Given information ▸
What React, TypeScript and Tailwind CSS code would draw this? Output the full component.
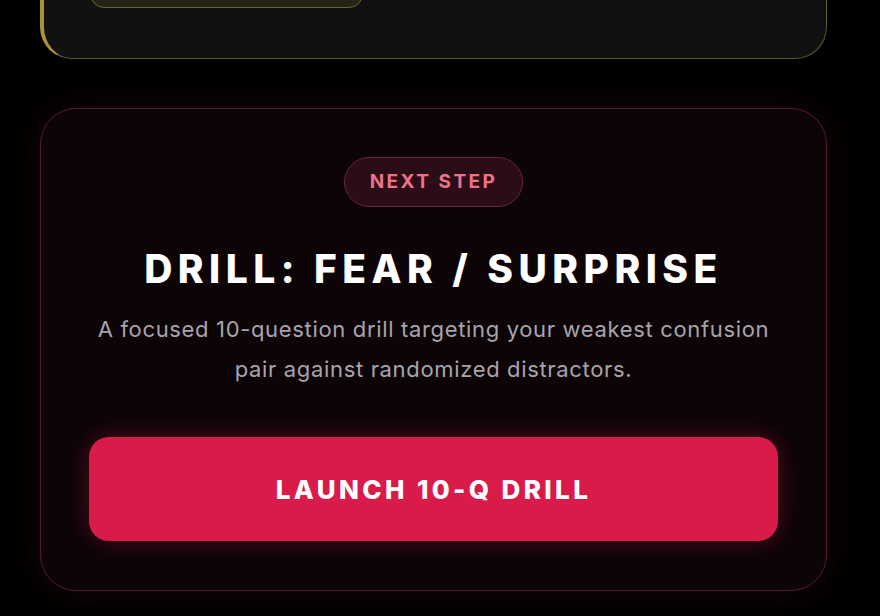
export default function App() {
  return (
    <div
      className="min-h-screen w-full overflow-hidden bg-black pl-10"
      style={{ fontFamily: 'Inter, "Noto Sans", sans-serif' }}
    >
      {/* previous card, cut off at the top */}
      <div className="mt-[-61px] h-[120px] w-[787px] rounded-[32px] border border-[#5f5a2e] border-l-4 border-l-[#a8933c] bg-[#111111] pl-[46px]">
        <div className="h-[68px] w-[273px] rounded-b-[14px] border border-[#6b6534] bg-[#252417]" />
      </div>

      <div className="mt-[49px] flex w-[787px] flex-col items-center rounded-[36px] border border-[#551b2d] bg-[#0c0407] px-12 pt-12 pb-[49px] shadow-[0_0_40px_rgba(120,20,45,0.18)]">
        <span className="flex h-[50px] items-center rounded-full border border-[#6a2537] bg-[#2a0d16] px-[25px] text-[19px] font-bold tracking-[0.13em] text-[#f0718b]">
          NEXT STEP
        </span>
        <h2 className="mt-[38px] text-[39px] font-extrabold leading-[48px] tracking-[0.14em] text-white">
          DRILL: FEAR / SURPRISE
        </h2>
        <p className="mt-[16px] max-w-[700px] text-center text-[22px] leading-[40px] tracking-[0.03em] text-[#a9a4ac]">
          A focused 10-question drill targeting your weakest confusion pair against randomized
          distractors.
        </p>
        <button className="mt-[48px] flex h-[104px] w-full items-center justify-center rounded-[20px] bg-[#d91b49] text-[26px] font-extrabold tracking-[0.13em] text-white shadow-[0_0_24px_rgba(217,27,73,0.35)]">
          LAUNCH 10-Q DRILL
        </button>
      </div>
    </div>
  );
}
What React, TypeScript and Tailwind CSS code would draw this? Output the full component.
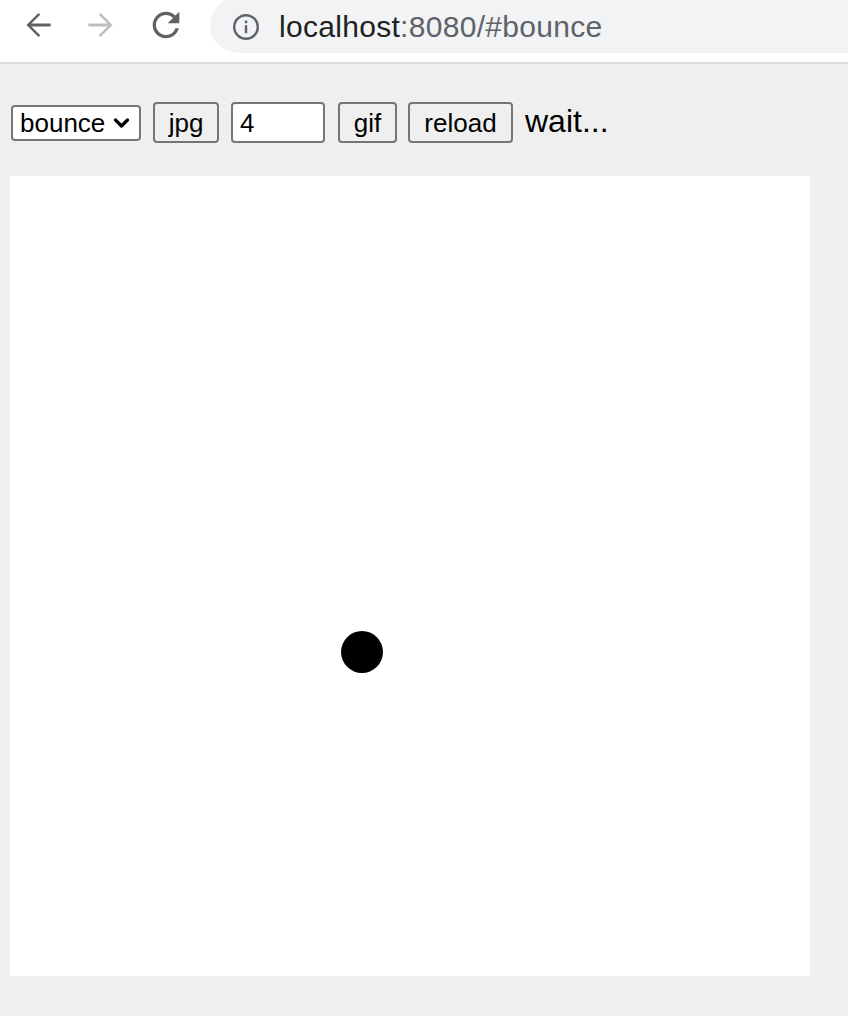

Task to carry out ▸ Can you restate all the records above word for word while dropping the pictures?

Exercise output ▸
What React, TypeScript and Tailwind CSS code would draw this? Output the full component.
export default function App() {
  return (
    <div
      className="min-h-screen w-full overflow-hidden bg-black pl-10"
      style={{ fontFamily: 'Inter, "Noto Sans", sans-serif' }}
    >
      {/* previous card, cut off at the top */}
      <div className="mt-[-61px] h-[120px] w-[787px] rounded-[32px] border border-[#5f5a2e] border-l-4 border-l-[#a8933c] bg-[#111111] pl-[46px]">
        <div className="h-[68px] w-[273px] rounded-b-[14px] border border-[#6b6534] bg-[#252417]" />
      </div>

      <div className="mt-[49px] flex w-[787px] flex-col items-center rounded-[36px] border border-[#551b2d] bg-[#0c0407] px-12 pt-12 pb-[49px] shadow-[0_0_40px_rgba(120,20,45,0.18)]">
        <span className="flex h-[50px] items-center rounded-full border border-[#6a2537] bg-[#2a0d16] px-[25px] text-[19px] font-bold tracking-[0.13em] text-[#f0718b]">
          NEXT STEP
        </span>
        <h2 className="mt-[38px] text-[39px] font-extrabold leading-[48px] tracking-[0.14em] text-white">
          DRILL: FEAR / SURPRISE
        </h2>
        <p className="mt-[16px] max-w-[700px] text-center text-[22px] leading-[40px] tracking-[0.03em] text-[#a9a4ac]">
          A focused 10-question drill targeting your weakest confusion pair against randomized
          distractors.
        </p>
        <button className="mt-[48px] flex h-[104px] w-full items-center justify-center rounded-[20px] bg-[#d91b49] text-[26px] font-extrabold tracking-[0.13em] text-white shadow-[0_0_24px_rgba(217,27,73,0.35)]">
          LAUNCH 10-Q DRILL
        </button>
      </div>
    </div>
  );
}
What React, TypeScript and Tailwind CSS code would draw this? Output the full component.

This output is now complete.